From the listing below, output the lines between the one with "Emit a component" and the one with "rounded-[4px] text-white text-[16px]", including those two, and nothing else. Pictures are not copied.

[Start MATERIALS PROVIDED]

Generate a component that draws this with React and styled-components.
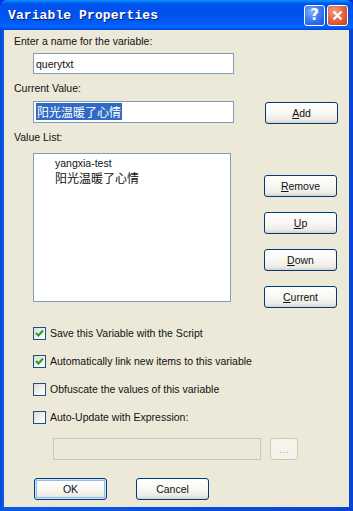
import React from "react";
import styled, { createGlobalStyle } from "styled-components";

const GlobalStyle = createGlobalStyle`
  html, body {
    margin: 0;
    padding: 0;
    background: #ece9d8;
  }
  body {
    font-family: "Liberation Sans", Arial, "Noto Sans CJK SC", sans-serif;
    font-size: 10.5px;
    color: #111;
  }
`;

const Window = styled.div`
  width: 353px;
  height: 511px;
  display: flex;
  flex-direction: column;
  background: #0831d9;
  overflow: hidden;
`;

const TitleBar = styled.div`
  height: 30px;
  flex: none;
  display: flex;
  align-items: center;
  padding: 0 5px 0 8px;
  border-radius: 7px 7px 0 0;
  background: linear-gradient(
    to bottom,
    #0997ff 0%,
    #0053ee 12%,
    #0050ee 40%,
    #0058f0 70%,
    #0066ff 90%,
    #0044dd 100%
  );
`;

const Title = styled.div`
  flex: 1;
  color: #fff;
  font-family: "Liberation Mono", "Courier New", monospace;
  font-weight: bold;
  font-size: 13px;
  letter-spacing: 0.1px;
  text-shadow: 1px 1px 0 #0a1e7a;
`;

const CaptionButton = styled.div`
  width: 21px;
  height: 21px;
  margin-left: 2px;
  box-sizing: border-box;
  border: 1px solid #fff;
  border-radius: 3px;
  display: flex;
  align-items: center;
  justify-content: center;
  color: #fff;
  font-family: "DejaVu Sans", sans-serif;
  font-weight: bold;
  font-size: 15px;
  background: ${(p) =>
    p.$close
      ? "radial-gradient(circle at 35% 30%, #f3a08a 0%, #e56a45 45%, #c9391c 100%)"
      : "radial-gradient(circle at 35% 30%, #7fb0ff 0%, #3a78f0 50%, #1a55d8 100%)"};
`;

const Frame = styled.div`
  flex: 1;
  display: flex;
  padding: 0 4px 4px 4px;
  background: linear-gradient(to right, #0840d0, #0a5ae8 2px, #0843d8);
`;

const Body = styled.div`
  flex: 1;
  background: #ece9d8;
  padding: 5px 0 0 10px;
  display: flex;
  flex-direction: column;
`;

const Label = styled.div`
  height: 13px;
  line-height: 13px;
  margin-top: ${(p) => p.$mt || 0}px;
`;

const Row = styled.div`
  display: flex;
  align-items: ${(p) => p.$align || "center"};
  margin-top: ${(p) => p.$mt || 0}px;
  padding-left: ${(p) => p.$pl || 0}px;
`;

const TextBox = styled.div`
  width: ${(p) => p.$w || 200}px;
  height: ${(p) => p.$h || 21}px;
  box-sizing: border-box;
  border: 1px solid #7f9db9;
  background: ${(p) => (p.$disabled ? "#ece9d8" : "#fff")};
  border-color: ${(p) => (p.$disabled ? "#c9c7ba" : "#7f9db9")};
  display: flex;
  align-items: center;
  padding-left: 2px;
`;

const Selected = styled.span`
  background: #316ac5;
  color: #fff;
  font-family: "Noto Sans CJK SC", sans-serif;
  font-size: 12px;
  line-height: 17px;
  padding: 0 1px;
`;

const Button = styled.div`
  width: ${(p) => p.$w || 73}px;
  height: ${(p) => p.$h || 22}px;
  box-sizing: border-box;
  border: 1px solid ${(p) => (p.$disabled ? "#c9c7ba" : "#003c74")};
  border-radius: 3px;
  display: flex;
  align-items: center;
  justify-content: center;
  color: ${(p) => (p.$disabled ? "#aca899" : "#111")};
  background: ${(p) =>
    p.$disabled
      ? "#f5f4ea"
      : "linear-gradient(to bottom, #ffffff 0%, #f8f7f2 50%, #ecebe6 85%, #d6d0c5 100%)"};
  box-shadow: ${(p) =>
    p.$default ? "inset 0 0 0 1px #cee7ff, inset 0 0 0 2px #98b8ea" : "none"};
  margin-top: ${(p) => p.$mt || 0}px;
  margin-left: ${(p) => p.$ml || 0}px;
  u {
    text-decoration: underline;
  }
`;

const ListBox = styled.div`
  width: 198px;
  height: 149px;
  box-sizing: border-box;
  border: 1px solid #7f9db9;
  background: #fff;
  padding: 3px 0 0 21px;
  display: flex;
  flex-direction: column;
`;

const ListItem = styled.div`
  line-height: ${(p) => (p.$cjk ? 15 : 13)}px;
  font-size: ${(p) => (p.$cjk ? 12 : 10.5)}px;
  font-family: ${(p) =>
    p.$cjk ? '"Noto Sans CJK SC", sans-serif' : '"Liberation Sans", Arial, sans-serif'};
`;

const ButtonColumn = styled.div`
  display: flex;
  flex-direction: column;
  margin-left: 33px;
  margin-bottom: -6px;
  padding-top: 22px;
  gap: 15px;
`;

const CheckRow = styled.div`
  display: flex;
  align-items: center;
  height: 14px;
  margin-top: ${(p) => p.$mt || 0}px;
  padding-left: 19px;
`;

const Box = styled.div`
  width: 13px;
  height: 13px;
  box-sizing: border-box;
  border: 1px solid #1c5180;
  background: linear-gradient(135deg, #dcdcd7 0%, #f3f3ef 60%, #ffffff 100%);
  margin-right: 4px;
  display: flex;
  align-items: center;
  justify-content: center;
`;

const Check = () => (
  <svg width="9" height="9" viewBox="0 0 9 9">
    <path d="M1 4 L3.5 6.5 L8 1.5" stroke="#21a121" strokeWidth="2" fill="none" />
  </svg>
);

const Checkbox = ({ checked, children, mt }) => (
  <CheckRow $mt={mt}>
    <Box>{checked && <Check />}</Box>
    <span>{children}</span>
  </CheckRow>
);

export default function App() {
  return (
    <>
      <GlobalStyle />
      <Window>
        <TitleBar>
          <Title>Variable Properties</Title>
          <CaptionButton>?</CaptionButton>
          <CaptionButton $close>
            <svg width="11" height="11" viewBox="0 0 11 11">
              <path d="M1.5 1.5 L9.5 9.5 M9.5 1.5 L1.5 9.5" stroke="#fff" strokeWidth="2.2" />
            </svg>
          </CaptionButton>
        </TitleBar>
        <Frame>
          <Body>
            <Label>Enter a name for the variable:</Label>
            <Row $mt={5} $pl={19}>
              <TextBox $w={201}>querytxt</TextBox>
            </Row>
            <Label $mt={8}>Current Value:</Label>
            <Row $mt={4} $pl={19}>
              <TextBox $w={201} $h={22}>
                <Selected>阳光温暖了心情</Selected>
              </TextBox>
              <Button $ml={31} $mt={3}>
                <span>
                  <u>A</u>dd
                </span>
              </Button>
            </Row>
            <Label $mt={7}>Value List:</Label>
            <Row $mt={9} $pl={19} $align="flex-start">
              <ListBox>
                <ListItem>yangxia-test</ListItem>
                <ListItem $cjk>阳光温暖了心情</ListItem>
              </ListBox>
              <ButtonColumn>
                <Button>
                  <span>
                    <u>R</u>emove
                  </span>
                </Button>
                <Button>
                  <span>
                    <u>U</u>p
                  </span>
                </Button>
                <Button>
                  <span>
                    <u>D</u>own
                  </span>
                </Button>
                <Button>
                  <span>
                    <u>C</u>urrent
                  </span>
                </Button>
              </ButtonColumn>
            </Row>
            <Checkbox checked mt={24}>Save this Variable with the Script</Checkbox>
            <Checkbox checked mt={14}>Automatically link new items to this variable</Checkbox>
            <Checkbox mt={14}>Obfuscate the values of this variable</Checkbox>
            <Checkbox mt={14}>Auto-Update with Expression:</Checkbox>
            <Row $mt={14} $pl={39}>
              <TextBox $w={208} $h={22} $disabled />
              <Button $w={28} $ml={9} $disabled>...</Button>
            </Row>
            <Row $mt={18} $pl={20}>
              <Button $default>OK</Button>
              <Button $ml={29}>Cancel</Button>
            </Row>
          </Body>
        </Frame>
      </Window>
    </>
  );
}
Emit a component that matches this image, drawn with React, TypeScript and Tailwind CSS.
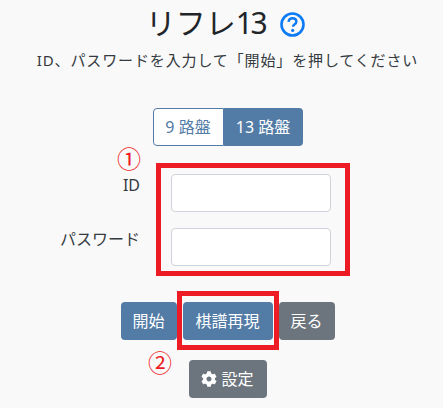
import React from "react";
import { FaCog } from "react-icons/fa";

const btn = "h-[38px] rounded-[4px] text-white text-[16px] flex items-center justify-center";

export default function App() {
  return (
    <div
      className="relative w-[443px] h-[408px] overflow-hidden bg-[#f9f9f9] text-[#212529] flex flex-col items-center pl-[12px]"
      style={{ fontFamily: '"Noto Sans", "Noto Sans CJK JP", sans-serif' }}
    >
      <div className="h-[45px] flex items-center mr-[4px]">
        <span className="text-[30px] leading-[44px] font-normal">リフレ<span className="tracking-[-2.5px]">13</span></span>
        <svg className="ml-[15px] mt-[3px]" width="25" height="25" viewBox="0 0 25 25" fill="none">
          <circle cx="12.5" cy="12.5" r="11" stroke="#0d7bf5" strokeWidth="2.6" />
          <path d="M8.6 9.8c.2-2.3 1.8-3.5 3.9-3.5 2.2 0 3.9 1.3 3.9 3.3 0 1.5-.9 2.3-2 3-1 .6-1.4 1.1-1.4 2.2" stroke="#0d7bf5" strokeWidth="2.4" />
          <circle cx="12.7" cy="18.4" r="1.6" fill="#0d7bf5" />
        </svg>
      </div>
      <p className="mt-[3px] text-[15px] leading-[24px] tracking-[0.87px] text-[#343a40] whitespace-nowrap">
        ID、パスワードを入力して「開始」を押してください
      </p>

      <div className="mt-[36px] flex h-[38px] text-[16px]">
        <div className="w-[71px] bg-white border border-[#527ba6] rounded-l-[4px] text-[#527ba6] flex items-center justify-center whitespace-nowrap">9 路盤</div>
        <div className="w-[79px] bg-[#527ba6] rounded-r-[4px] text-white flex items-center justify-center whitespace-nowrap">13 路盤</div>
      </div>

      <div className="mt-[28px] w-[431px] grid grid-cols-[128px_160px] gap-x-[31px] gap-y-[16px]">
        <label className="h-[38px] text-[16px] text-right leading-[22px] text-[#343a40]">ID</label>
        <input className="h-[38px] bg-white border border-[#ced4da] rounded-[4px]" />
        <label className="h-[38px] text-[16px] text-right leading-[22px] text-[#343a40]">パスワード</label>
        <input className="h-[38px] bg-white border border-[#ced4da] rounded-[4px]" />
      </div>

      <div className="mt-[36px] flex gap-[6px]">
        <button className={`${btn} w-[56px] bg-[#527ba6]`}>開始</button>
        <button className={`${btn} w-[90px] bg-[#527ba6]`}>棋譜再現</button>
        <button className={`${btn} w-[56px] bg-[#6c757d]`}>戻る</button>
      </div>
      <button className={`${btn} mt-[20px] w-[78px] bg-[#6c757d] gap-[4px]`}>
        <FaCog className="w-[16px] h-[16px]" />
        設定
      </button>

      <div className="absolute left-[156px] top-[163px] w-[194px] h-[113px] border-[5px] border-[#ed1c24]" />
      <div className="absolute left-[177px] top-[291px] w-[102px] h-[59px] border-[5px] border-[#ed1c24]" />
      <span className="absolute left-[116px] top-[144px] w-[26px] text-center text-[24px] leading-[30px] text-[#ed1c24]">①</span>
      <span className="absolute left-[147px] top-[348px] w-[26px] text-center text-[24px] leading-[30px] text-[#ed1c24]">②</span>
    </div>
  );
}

[End MATERIALS PROVIDED]

- [RESULT OF THE EXERCISE]:
Emit a component that matches this image, drawn with React, TypeScript and Tailwind CSS.
import React from "react";
import { FaCog } from "react-icons/fa";

const btn = "h-[38px] rounded-[4px] text-white text-[16px] flex items-center justify-center";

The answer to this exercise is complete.